[quote=spdrun]Cars with 6, 7 speed transmissions or CVTs already have a tall top gear at detriment to throttle response. The issue isn’t gearing at this point — efficiency is limited by air, drivetrain, and road drag.
You might be able to gain efficiency by making cars lighter (lesser crash safety if they crash less), but above 80 mph, drag is mostly from air resistance. Frontal area isn’t going to change much unless you start building 4-person autonomous motorbikes.
And if anything, autonomous cars will be even more bloated since people will want to stand up, eat, go to the toilet. Think of an 80s VW Microbus except scaled up 25% in all directions for fatties.[/quote]

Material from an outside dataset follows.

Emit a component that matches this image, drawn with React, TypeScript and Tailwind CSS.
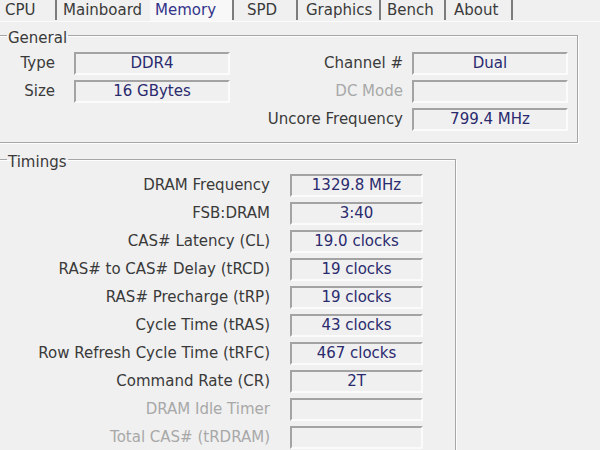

Average cars today still have drag co-efficient between .25-.35. They can totally reduce that to the high teens low 20s. Think Model 3. Regarding drive train, it’s not about the amount of gear but about the gear ratio of the overdrive gear. Then there’s the tuning of the engine. Think gas throttle response vs diesel gas mileage. If we no longer care about throttle response, then we can come up with engines like the turbo diesel that get awesome highway gas mileage at the detriment of throttle response.
Also keep in mind we’re talking about varying degrees of efficiency, not absolute in-efficiency. I would take slightly less efficiency for the convenience of autonomous car over train any day of the week and on Sunday.